A dating strategy works best when it’s treated as a constrained sequencing problem, not a single moment of confidence. Start with requirements and boundaries (intent, values, non-negotiables), then run low-cost verification loops (short calls, low-stakes first meets, consistency checks across time) before investing heavy time, money, or emotional bandwidth. Only after signals align and red flags stay absent does commitment make sense.

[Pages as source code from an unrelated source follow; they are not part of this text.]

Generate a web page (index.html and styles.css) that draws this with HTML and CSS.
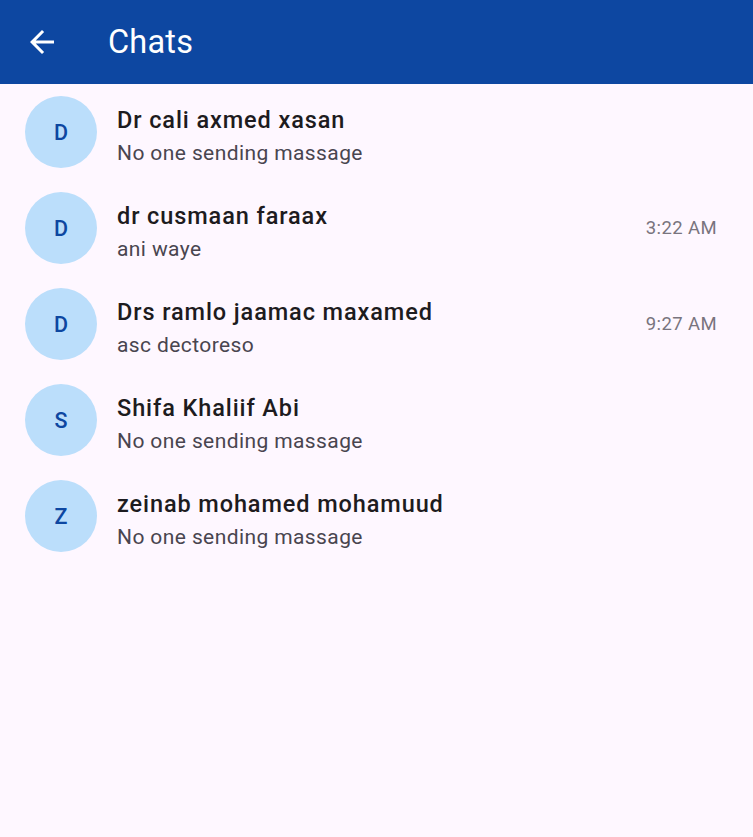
FILE: index.html
```html
<!DOCTYPE html>
<html>
<head>
<meta charset="utf-8">
<link rel="stylesheet" href="styles.css">
</head>
<body>
<header class="appbar">
  <button class="back" aria-label="Back">
    <svg width="36" height="36" viewBox="0 0 24 24"><path d="M20 11H7.83l5.59-5.59L12 4l-8 8 8 8 1.41-1.41L7.83 13H20v-2z" fill="#fff"/></svg>
  </button>
  <h1 class="title">Chats</h1>
</header>
<ul class="list">
  <li class="tile">
    <div class="avatar">D</div>
    <div class="texts"><div class="name">Dr cali axmed xasan</div><div class="sub">No one sending massage</div></div>
  </li>
  <li class="tile">
    <div class="avatar">D</div>
    <div class="texts"><div class="name">dr cusmaan faraax</div><div class="sub">ani waye</div></div>
    <div class="time">3:22 AM</div>
  </li>
  <li class="tile">
    <div class="avatar">D</div>
    <div class="texts"><div class="name">Drs ramlo jaamac maxamed</div><div class="sub">asc dectoreso</div></div>
    <div class="time">9:27 AM</div>
  </li>
  <li class="tile">
    <div class="avatar">S</div>
    <div class="texts"><div class="name">Shifa Khaliif Abi</div><div class="sub">No one sending massage</div></div>
  </li>
  <li class="tile">
    <div class="avatar">Z</div>
    <div class="texts"><div class="name">zeinab mohamed mohamuud</div><div class="sub">No one sending massage</div></div>
  </li>
</ul>
</body>
</html>
```
FILE: styles.css
```css
html, body {
  margin: 0;
  padding: 0;
  background: #fef7ff;
  font-family: Roboto, "Noto Sans", sans-serif;
  height: 100%;
}
.appbar {
  height: 84px;
  background: #0d47a1;
  display: flex;
  align-items: center;
  padding-left: 24px;
  box-sizing: border-box;
}
.back {
  background: none;
  border: 0;
  padding: 0;
  width: 36px;
  height: 36px;
  display: flex;
  cursor: pointer;
}
.title {
  margin: 0 0 0 48px;
  color: #fff;
  font-size: 32.5px;
  font-weight: 400;
  line-height: 1;
  letter-spacing: 0.2px;
}
.list {
  list-style: none;
  margin: 0;
  padding: 0;
}
.tile {
  height: 96px;
  display: flex;
  align-items: center;
  padding: 0 36px 0 25px;
}
.avatar {
  width: 72px;
  height: 72px;
  border-radius: 50%;
  background: #bbdefb;
  color: #0d47a1;
  display: flex;
  align-items: center;
  justify-content: center;
  font-size: 21.5px;
  font-weight: 500;
  flex: none;
}
.texts {
  flex: 1;
  margin: 8px 0 0 20px;
  display: flex;
  flex-direction: column;
  gap: 6px;
}
.name {
  font-size: 23.5px;
  font-weight: 500;
  color: #1d1b20;
  line-height: 28px;
  letter-spacing: 0.9px;
}
.sub {
  font-size: 21px;
  color: #49454f;
  line-height: 26px;
  letter-spacing: 0.4px;
}
.time {
  font-size: 18.5px;
  color: #79747e;
  letter-spacing: 0.4px;
}
```
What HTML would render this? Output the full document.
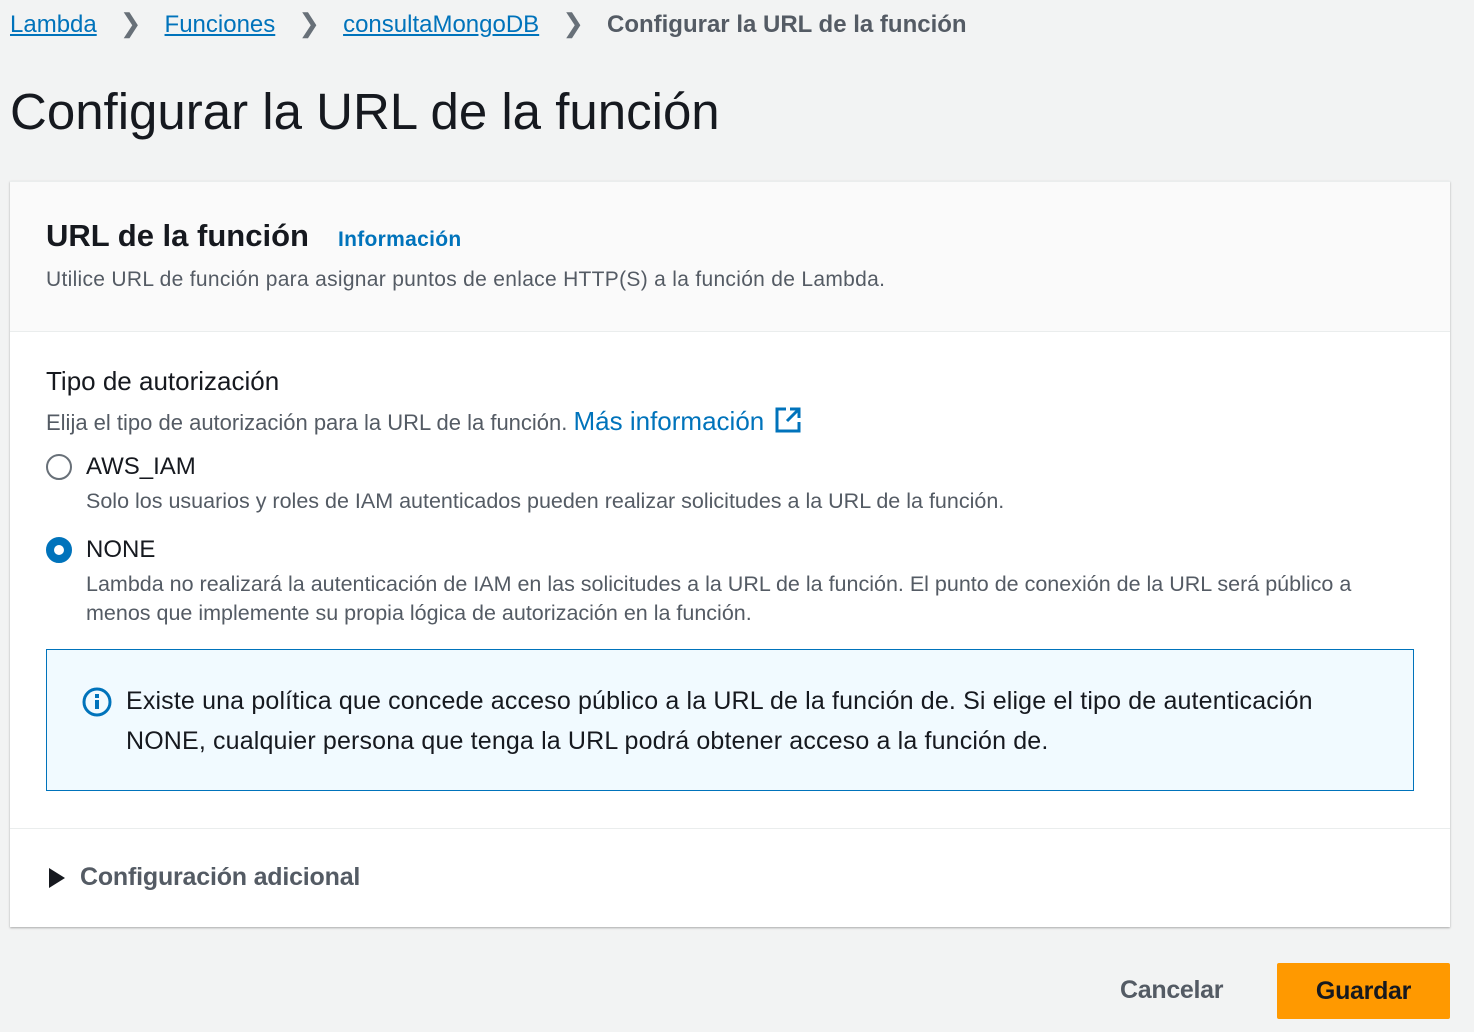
<!DOCTYPE html>
<html><head><meta charset="utf-8"><style>
*{margin:0;padding:0;box-sizing:border-box}
body{width:1474px;height:1032px;background:#f2f3f3;font-family:"Liberation Sans",sans-serif;color:#16191f;position:relative;overflow:hidden}
.a{position:absolute;white-space:nowrap}
.bc{top:8px;left:10px;font-size:24px}
.bc a{color:#0073bb;text-decoration:underline}
.bc .s{color:#687078;margin:0 23px;font-size:26px}
.bc .c{color:#545b64;font-weight:bold}
h1{position:absolute;left:10px;top:82px;font-size:51px;font-weight:normal}
.card{position:absolute;left:10px;top:181px;width:1440px;height:746px;background:#fff;box-shadow:0 1px 2px rgba(0,0,0,.3);border-top:1px solid #eaeded}
.hd{height:150px;background:#fafafa;border-bottom:1px solid #eaeded}
.gray{color:#545b64}
</style></head><body>
<div class="a bc"><a>Lambda</a><span class="s">&#x276F;</span><a>Funciones</a><span class="s">&#x276F;</span><a>consultaMongoDB</a><span class="s">&#x276F;</span><span class="c">Configurar la URL de la función</span></div>
<h1>Configurar la URL de la función</h1>
<div class="card">
<div class="hd"></div>
<div style="position:absolute;left:0;top:646px;width:1440px;border-top:1px solid #eaeded"></div>
</div>
<div class="a" style="left:46px;top:218px;font-size:31px;font-weight:bold">URL de la función</div>
<div class="a" style="left:338px;top:228px;font-size:21px;font-weight:bold;color:#0073bb;letter-spacing:0.3px">Información</div>
<div class="a gray" style="left:46px;top:268px;font-size:21px;letter-spacing:0.3px">Utilice URL de función para asignar puntos de enlace HTTP(S) a la función de Lambda.</div>
<div class="a" style="left:46px;top:366px;font-size:26px">Tipo de autorización</div>
<div class="a gray" style="left:46px;top:406px;font-size:22px">Elija el tipo de autorización para la URL de la función. <span style="color:#0073bb;font-size:26px">Más información</span>
<svg width="28" height="28" viewBox="0 0 28 28" style="vertical-align:-4px;margin-left:4px"><path d="M12 3H3v22h22v-9M16 3h9v9M25 3L13 15" fill="none" stroke="#0073bb" stroke-width="3"/></svg></div>
<div class="a" style="left:46px;top:454px;width:26px;height:26px;border:2px solid #687078;border-radius:50%"></div>
<div class="a" style="left:86px;top:453px;font-size:24px">AWS_IAM</div>
<div class="a gray" style="left:86px;top:489px;font-size:21.5px">Solo los usuarios y roles de IAM autenticados pueden realizar solicitudes a la URL de la función.</div>
<div class="a" style="left:46px;top:537px;width:26px;height:26px;border:8px solid #0073bb;border-radius:50%;background:#fff"></div>
<div class="a" style="left:86px;top:536px;font-size:24px">NONE</div>
<div class="a gray" style="left:86px;top:570px;font-size:21.5px;line-height:29px">Lambda no realizará la autenticación de IAM en las solicitudes a la URL de la función. El punto de conexión de la URL será público a<br>menos que implemente su propia lógica de autorización en la función.</div>
<div class="a" style="left:46px;top:649px;width:1368px;height:142px;background:#f1faff;border:1px solid #0073bb"></div>
<svg class="a" style="left:81px;top:686px" width="32" height="32" viewBox="0 0 32 32"><circle cx="16" cy="16" r="13" fill="none" stroke="#0073bb" stroke-width="3"/><rect x="14" y="14" width="4" height="9" fill="#0073bb"/><rect x="14" y="8" width="4" height="4" fill="#0073bb"/></svg>
<div class="a" style="left:126px;top:681px;font-size:25px;line-height:40px;letter-spacing:0.15px">Existe una política que concede acceso público a la URL de la función de. Si elige el tipo de autenticación<br>NONE, cualquier persona que tenga la URL podrá obtener acceso a la función de.</div>
<svg class="a" style="left:49px;top:868px" width="16" height="20"><path d="M0 0L16 10L0 20Z" fill="#16191f"/></svg>
<div class="a" style="left:80px;top:863px;font-size:25px;font-weight:bold;color:#545b64;letter-spacing:-0.2px">Configuración adicional</div>
<div class="a" style="left:1120px;top:976px;font-size:25px;font-weight:bold;color:#545b64;letter-spacing:-0.3px">Cancelar</div>
<div class="a" style="left:1277px;top:963px;width:173px;height:56px;background:#ff9900;border-radius:2px;font-size:25px;font-weight:bold;text-align:center;line-height:56px;letter-spacing:-0.3px">Guardar</div>
</body></html>
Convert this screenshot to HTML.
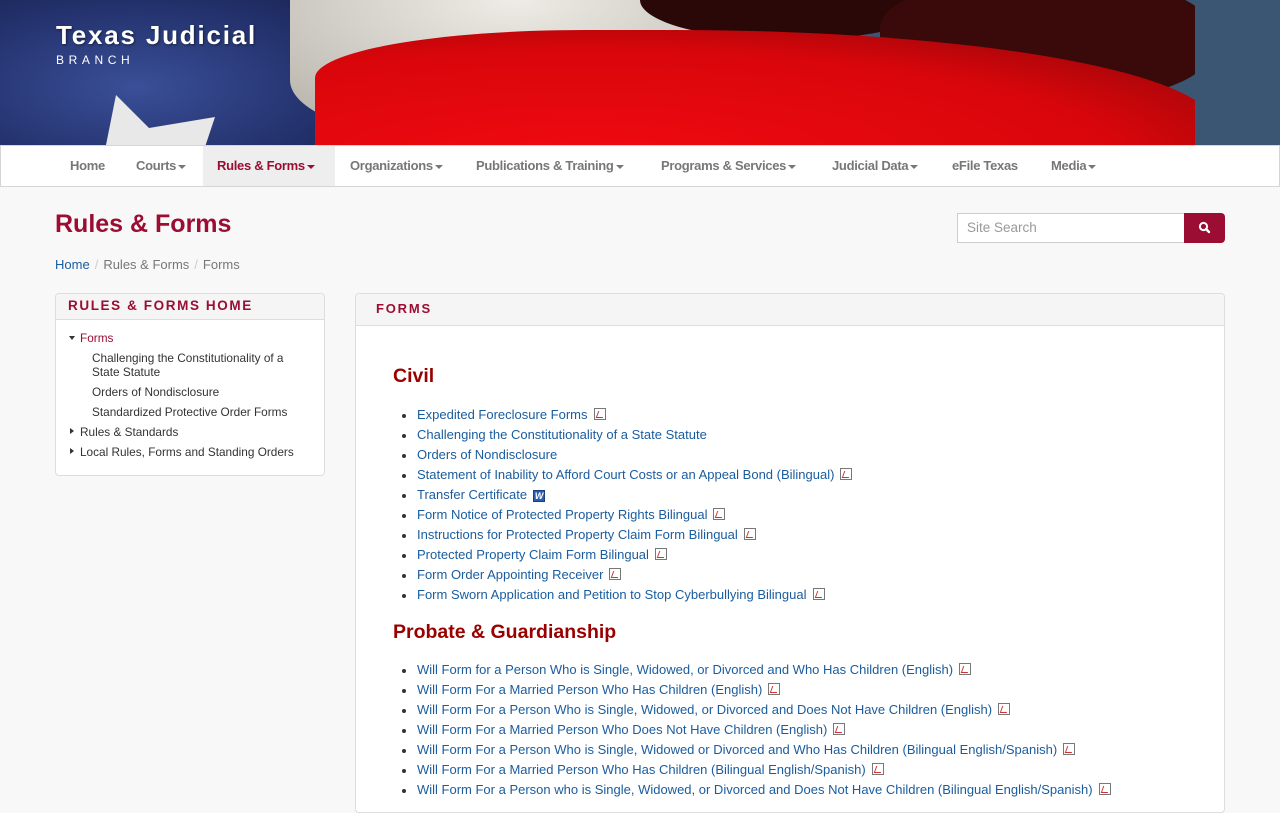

• Align expectations explicitly, set a sustainable cadence, and define early checkpoints for exclusivity, conflict handling, and long-term compatibility.

LINER TRADECRAFT

    The common thread is that strong outcomes usually come from front-loading information, access, and stability, then compressing the decisive act into a narrow window when conditions are favorable. That’s tradecraft scaled up or down – sequence learning first, commitment second, and the exit throughout, until strategy runs like a repeatable system.

LINER TRADECRAFT

        Design failure-tolerant paths. Make the plan degrade in layers whenever possible, so a single miss triggers a controlled fallback instead of a total reset.

LINER TRADECRAFT

  [ FINAL ]

LINER TRADECRAFT

        By adapting “Strategy = Sequencing” into your tradecraft, you get a decision playbook: define the end state, list constraints, map dependencies, and then order actions to maximize learning early and commitment late. Put decision points on purpose, preserve options until the environment clarifies.

Force the world to reveal itself through small, low-risk probes, then escalate when the picture stabilizes – strategizing becomes second nature.

LINER TRADECRAFT

LINER TRADECRAFT

//   Strategy is the order that turns effort into effect.